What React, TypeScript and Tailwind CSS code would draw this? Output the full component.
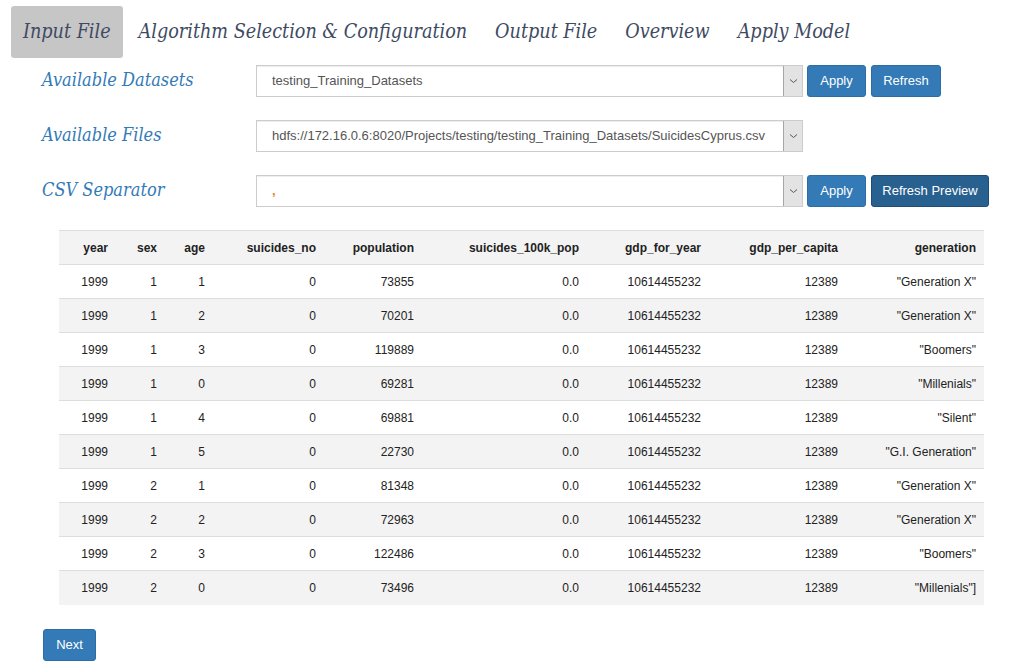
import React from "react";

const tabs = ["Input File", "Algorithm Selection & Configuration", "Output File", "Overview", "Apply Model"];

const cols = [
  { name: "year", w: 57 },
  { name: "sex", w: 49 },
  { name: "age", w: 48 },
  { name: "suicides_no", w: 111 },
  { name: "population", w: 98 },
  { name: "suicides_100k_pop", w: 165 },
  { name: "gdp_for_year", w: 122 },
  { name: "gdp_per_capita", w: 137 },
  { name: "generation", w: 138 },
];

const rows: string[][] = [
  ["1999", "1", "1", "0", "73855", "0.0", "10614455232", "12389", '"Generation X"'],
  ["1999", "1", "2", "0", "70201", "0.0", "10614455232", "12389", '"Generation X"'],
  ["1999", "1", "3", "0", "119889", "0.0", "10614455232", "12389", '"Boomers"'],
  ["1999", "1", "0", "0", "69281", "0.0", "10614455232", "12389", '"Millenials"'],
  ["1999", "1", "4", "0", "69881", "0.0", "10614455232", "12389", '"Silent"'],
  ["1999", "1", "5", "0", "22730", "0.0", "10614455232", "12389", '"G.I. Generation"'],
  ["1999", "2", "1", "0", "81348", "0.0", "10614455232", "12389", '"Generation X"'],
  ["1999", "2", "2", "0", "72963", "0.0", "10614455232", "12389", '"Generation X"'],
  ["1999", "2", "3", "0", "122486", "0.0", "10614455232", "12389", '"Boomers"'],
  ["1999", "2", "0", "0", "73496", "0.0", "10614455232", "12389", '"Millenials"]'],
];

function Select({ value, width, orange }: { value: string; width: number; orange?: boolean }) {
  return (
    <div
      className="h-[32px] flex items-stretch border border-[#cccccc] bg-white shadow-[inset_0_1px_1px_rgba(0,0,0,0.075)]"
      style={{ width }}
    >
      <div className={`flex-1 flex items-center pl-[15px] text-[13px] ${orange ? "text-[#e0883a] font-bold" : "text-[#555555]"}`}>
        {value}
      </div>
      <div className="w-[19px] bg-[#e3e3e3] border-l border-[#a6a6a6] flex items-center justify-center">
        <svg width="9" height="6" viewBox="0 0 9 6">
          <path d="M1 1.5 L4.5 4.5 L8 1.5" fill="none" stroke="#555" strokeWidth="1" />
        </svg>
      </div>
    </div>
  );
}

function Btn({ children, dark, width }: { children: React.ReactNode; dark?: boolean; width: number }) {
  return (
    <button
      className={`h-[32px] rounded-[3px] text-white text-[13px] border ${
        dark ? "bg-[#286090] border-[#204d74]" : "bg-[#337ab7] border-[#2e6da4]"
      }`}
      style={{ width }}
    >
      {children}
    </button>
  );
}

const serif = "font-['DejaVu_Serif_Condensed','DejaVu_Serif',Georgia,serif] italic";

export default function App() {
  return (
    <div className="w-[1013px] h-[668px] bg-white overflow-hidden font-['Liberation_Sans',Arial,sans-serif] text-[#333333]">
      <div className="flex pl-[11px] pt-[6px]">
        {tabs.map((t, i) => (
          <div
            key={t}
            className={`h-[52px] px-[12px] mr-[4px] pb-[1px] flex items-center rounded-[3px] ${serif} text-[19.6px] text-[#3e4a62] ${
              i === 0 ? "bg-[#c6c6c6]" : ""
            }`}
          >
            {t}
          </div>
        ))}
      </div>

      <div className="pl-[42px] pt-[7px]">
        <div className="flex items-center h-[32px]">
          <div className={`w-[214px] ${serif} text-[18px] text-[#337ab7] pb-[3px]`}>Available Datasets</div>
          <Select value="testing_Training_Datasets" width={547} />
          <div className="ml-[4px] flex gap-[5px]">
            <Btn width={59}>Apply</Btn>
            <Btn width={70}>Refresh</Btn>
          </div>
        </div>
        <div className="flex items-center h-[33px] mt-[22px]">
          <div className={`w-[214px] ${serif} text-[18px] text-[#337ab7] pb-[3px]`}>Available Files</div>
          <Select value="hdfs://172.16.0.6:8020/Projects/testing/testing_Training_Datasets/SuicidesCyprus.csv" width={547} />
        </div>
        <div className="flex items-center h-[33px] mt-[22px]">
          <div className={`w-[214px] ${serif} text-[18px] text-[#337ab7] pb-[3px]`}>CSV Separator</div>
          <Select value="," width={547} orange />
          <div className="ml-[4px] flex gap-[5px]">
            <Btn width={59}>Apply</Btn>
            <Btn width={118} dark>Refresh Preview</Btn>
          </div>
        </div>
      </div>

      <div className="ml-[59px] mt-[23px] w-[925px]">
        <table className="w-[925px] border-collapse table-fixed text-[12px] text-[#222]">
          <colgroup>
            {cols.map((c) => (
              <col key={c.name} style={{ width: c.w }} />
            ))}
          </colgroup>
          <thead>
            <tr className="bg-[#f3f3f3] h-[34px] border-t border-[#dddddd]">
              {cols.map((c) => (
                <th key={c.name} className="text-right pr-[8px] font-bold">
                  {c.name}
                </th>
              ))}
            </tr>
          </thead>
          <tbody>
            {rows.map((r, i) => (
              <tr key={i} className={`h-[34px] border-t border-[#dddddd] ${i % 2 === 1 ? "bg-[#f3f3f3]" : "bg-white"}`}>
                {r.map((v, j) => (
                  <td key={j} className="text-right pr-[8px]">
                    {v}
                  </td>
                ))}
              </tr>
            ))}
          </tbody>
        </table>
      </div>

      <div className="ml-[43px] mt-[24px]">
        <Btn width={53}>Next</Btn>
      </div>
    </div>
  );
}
--
**Set exercise**:
Identify the lines that hold the word "React". Copy every one of them.

**Written answer**:
What React, TypeScript and Tailwind CSS code would draw this? Output the full component.
import React from "react";
function Btn({ children, dark, width }: { children: React.ReactNode; dark?: boolean; width: number }) {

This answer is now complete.